We will use skaffold to build and deploy the application to the Kubernetes cluster. There is no need to install skaffold as it is already included in the development tools via Devbox.

To configure skaffold, you can add the necessary configuration to the skaffold.yaml file at the root of the repository. We provide a default configuration in this repository that can be used as a starting point.


The k8s Folder

This is where all the Kubernetes manifests should be stored. This is where you can configure the deployment, service, ingress, etc. for your development/testing environment.


Workflow

We minimized and distilled the development process into a few simple commands that can be run in the root of the repository.

Steps:

  • Enter the Devbox environment by running the following command:
    devbox shell
  • If developing a Microservice, start development environment:
    make dev
  • Run test suite:
    make test
  • Run Formatter:
    make format
  • Run Linter:
    make lint
  • Clean up for the day:
    make down
  • Exit the Devbox environment:
    exit

CI/CD

The Juno Innovations CI/CD pipeline is configured to use the development tools. This means that all the steps that are run in the pipeline can be run locally by the developer. This provides a consistent development experience across all repositories.

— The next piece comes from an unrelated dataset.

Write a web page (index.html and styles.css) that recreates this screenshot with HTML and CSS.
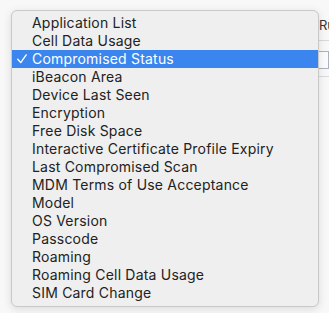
FILE: index.html
```html
<!DOCTYPE html>
<html>
<head>
<meta charset="utf-8">
<link rel="stylesheet" href="styles.css">
</head>
<body>
<div class="page">
  <div class="bg-col">
    <div class="bg-label">Ru</div>
    <div class="bg-rule"></div>
    <div class="bg-input"></div>
    <div class="bg-rule bg-rule2"></div>
  </div>
</div>
<div class="menu">
  <ul class="menu-list">
    <li class="item">Application List</li>
    <li class="item">Cell Data Usage</li>
    <li class="item selected"><svg class="check" width="10" height="10" viewBox="0 0 10 10"><path d="M0.8 5.2 L3.7 8.6 L9.2 0.9" fill="none" stroke="#fff" stroke-width="1.4" stroke-linecap="round" stroke-linejoin="round"/></svg>Compromised Status</li>
    <li class="item">iBeacon Area</li>
    <li class="item">Device Last Seen</li>
    <li class="item">Encryption</li>
    <li class="item">Free Disk Space</li>
    <li class="item">Interactive Certificate Profile Expiry</li>
    <li class="item">Last Compromised Scan</li>
    <li class="item">MDM Terms of Use Acceptance</li>
    <li class="item">Model</li>
    <li class="item">OS Version</li>
    <li class="item">Passcode</li>
    <li class="item">Roaming</li>
    <li class="item">Roaming Cell Data Usage</li>
    <li class="item">SIM Card Change</li>
  </ul>
</div>
</body>
</html>
```
FILE: styles.css
```css
html, body {
  margin: 0;
  padding: 0;
  width: 329px;
  height: 313px;
  overflow: hidden;
  background: #f8f8f8;
  font-family: Inter, "Liberation Sans", Arial, sans-serif;
}
.page {
  position: relative;
  width: 329px;
  height: 313px;
}
.bg-col {
  margin-left: 319px;
  padding-top: 18px;
  display: flex;
  flex-direction: column;
  overflow: hidden;
}
.bg-label {
  font-size: 13px;
  color: #333;
  line-height: 15px;
  white-space: nowrap;
}
.bg-rule {
  height: 1px;
  background: #d8d8d8;
  margin-top: 7px;
}
.bg-input {
  margin-top: 10px;
  height: 16px;
  border: 1px solid #a9b3bf;
  border-left: none;
  background: #fbfbfb;
}
.bg-rule2 {
  margin-top: 7px;
}
.menu {
  position: absolute;
  left: 11px;
  top: 10px;
  width: 306px;
  height: 295px;
  background: #efefef;
  border: 1px solid #c9c9c9;
  border-radius: 6px;
  box-shadow: 0 2px 8px rgba(0,0,0,0.12);
  overflow: hidden;
}
.menu-list {
  list-style: none;
  margin: 0;
  padding: 3px 0 0 0;
}
.item {
  position: relative;
  height: 18px;
  line-height: 18px;
  padding-left: 20px;
  font-size: 14px;
  letter-spacing: 0.2px;
  color: #222;
  white-space: nowrap;
}
.selected {
  background: #3a86ee;
  color: #fff;
}
.check {
  position: absolute;
  left: 5px;
  top: 4px;
}
```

An example of this in practice is how the CI runs tests. The CI runs the following command:

name: Testing
on:
  workflow_dispatch:
  workflow_call:

jobs:
  test:
    name: Testing
    steps:
      - name: Clone Source Code
        uses: actions/checkout@v4
        with:
          submodules: 'true'

      - name: Run Tests
        run: devbox run -- make test

This will initialize the devbox environment and then run your test suite in the CI just like it would locally.


Linting and Formatting

Linting and formatting are also run in the CI pipeline. But it uses the make check command which will run both the linter and the formatter in check mode. This allows the developer to preemptively fix any issues before they are caught in the CI pipeline and save on CI cycles.

We highly recommend running make check before pushing your changes.